PROBLEM STATEMENT. Repeat the listing exactly as given, omitting every image.
-- START OF DATA LINES --
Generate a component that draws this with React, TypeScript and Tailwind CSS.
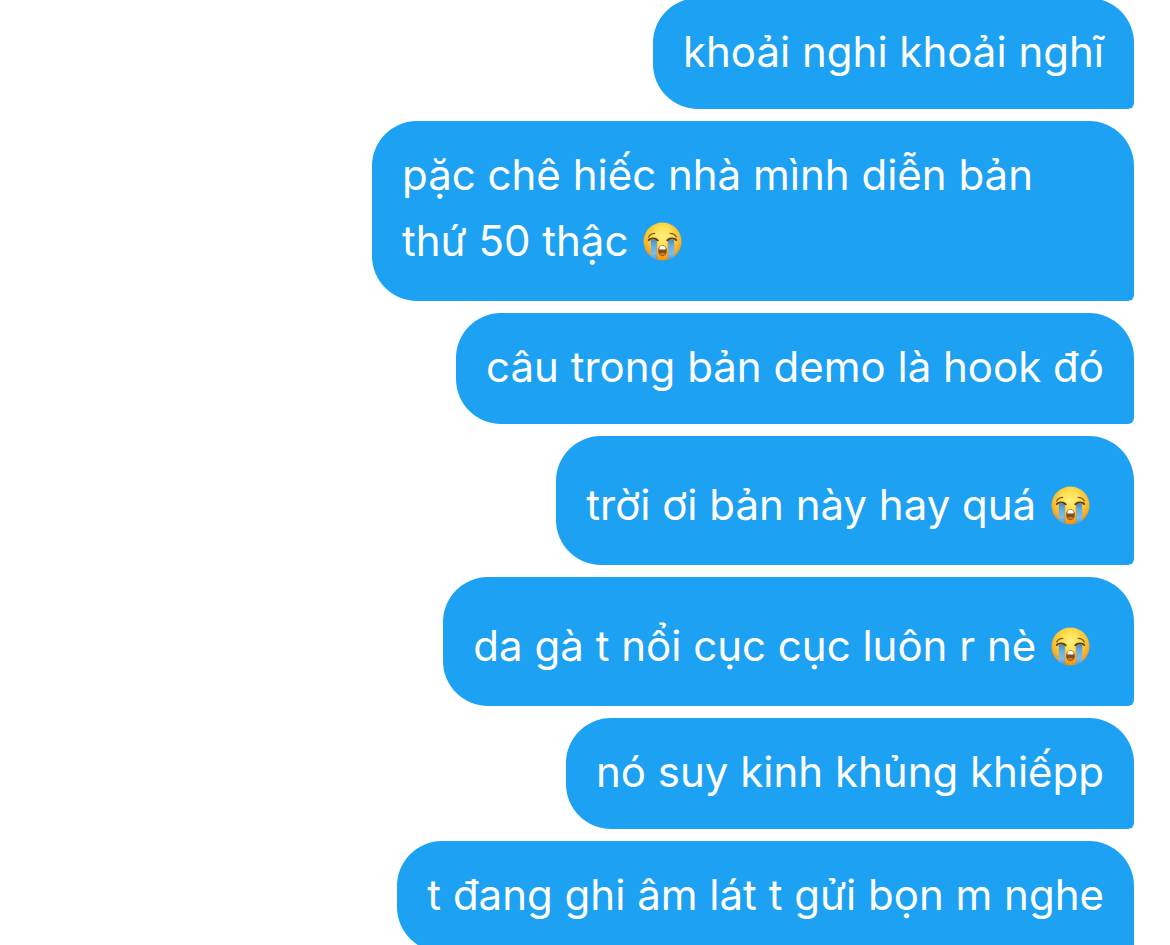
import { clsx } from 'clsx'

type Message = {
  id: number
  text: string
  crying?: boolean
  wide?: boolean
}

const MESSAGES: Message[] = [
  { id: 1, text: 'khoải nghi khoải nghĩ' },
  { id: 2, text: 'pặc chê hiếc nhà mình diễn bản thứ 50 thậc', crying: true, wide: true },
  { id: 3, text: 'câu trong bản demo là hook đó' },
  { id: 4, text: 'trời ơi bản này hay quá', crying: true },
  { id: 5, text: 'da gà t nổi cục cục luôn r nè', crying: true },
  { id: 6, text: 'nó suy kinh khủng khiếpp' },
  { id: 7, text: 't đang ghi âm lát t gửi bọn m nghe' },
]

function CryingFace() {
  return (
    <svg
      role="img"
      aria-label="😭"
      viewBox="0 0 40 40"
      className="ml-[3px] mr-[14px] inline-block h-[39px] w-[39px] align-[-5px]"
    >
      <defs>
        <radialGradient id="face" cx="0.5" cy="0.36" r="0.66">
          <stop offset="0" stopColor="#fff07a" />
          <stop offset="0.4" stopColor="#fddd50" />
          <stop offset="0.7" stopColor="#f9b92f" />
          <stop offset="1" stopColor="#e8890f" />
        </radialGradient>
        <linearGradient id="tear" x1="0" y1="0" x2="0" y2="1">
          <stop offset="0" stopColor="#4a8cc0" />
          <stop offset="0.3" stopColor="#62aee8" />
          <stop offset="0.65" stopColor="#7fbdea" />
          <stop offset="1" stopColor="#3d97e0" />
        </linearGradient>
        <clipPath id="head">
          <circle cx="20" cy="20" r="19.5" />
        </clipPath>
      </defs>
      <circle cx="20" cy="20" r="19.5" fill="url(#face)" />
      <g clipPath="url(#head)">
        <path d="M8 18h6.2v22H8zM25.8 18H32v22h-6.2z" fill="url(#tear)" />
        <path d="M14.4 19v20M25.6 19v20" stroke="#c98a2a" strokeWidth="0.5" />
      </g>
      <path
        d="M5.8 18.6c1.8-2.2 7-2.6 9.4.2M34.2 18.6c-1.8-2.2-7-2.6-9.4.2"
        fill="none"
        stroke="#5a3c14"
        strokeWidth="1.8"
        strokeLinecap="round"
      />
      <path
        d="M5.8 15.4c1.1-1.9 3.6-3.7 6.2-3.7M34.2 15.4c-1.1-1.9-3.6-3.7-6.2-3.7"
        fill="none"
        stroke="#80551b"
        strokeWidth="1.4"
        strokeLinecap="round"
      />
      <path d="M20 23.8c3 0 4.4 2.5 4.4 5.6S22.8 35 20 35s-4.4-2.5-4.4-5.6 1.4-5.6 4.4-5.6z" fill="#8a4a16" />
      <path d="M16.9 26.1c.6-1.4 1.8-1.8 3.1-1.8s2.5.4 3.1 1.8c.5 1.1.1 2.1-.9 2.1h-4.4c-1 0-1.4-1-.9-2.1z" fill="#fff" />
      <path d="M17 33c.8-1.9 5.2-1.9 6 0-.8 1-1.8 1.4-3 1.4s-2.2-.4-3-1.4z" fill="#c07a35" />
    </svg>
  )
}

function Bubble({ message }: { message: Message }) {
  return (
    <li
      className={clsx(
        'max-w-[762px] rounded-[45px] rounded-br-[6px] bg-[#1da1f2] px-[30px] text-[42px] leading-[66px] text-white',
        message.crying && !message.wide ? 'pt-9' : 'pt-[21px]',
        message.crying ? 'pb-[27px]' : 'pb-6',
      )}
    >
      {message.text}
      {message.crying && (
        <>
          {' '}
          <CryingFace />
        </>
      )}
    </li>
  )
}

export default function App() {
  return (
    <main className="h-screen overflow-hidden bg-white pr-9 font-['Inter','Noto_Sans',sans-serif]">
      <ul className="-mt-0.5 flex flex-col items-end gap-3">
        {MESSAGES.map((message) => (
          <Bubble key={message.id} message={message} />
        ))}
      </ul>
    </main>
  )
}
-- END OF DATA LINES --
CORRECT ANSWER.
Generate a component that draws this with React, TypeScript and Tailwind CSS.
import { clsx } from 'clsx'

type Message = {
  id: number
  text: string
  crying?: boolean
  wide?: boolean
}

const MESSAGES: Message[] = [
  { id: 1, text: 'khoải nghi khoải nghĩ' },
  { id: 2, text: 'pặc chê hiếc nhà mình diễn bản thứ 50 thậc', crying: true, wide: true },
  { id: 3, text: 'câu trong bản demo là hook đó' },
  { id: 4, text: 'trời ơi bản này hay quá', crying: true },
  { id: 5, text: 'da gà t nổi cục cục luôn r nè', crying: true },
  { id: 6, text: 'nó suy kinh khủng khiếpp' },
  { id: 7, text: 't đang ghi âm lát t gửi bọn m nghe' },
]

function CryingFace() {
  return (
    <svg
      role="img"
      aria-label="😭"
      viewBox="0 0 40 40"
      className="ml-[3px] mr-[14px] inline-block h-[39px] w-[39px] align-[-5px]"
    >
      <defs>
        <radialGradient id="face" cx="0.5" cy="0.36" r="0.66">
          <stop offset="0" stopColor="#fff07a" />
          <stop offset="0.4" stopColor="#fddd50" />
          <stop offset="0.7" stopColor="#f9b92f" />
          <stop offset="1" stopColor="#e8890f" />
        </radialGradient>
        <linearGradient id="tear" x1="0" y1="0" x2="0" y2="1">
          <stop offset="0" stopColor="#4a8cc0" />
          <stop offset="0.3" stopColor="#62aee8" />
          <stop offset="0.65" stopColor="#7fbdea" />
          <stop offset="1" stopColor="#3d97e0" />
        </linearGradient>
        <clipPath id="head">
          <circle cx="20" cy="20" r="19.5" />
        </clipPath>
      </defs>
      <circle cx="20" cy="20" r="19.5" fill="url(#face)" />
      <g clipPath="url(#head)">
        <path d="M8 18h6.2v22H8zM25.8 18H32v22h-6.2z" fill="url(#tear)" />
        <path d="M14.4 19v20M25.6 19v20" stroke="#c98a2a" strokeWidth="0.5" />
      </g>
      <path
        d="M5.8 18.6c1.8-2.2 7-2.6 9.4.2M34.2 18.6c-1.8-2.2-7-2.6-9.4.2"
        fill="none"
        stroke="#5a3c14"
        strokeWidth="1.8"
        strokeLinecap="round"
      />
      <path
        d="M5.8 15.4c1.1-1.9 3.6-3.7 6.2-3.7M34.2 15.4c-1.1-1.9-3.6-3.7-6.2-3.7"
        fill="none"
        stroke="#80551b"
        strokeWidth="1.4"
        strokeLinecap="round"
      />
      <path d="M20 23.8c3 0 4.4 2.5 4.4 5.6S22.8 35 20 35s-4.4-2.5-4.4-5.6 1.4-5.6 4.4-5.6z" fill="#8a4a16" />
      <path d="M16.9 26.1c.6-1.4 1.8-1.8 3.1-1.8s2.5.4 3.1 1.8c.5 1.1.1 2.1-.9 2.1h-4.4c-1 0-1.4-1-.9-2.1z" fill="#fff" />
      <path d="M17 33c.8-1.9 5.2-1.9 6 0-.8 1-1.8 1.4-3 1.4s-2.2-.4-3-1.4z" fill="#c07a35" />
    </svg>
  )
}

function Bubble({ message }: { message: Message }) {
  return (
    <li
      className={clsx(
        'max-w-[762px] rounded-[45px] rounded-br-[6px] bg-[#1da1f2] px-[30px] text-[42px] leading-[66px] text-white',
        message.crying && !message.wide ? 'pt-9' : 'pt-[21px]',
        message.crying ? 'pb-[27px]' : 'pb-6',
      )}
    >
      {message.text}
      {message.crying && (
        <>
          {' '}
          <CryingFace />
        </>
      )}
    </li>
  )
}

export default function App() {
  return (
    <main className="h-screen overflow-hidden bg-white pr-9 font-['Inter','Noto_Sans',sans-serif]">
      <ul className="-mt-0.5 flex flex-col items-end gap-3">
        {MESSAGES.map((message) => (
          <Bubble key={message.id} message={message} />
        ))}
      </ul>
    </main>
  )
}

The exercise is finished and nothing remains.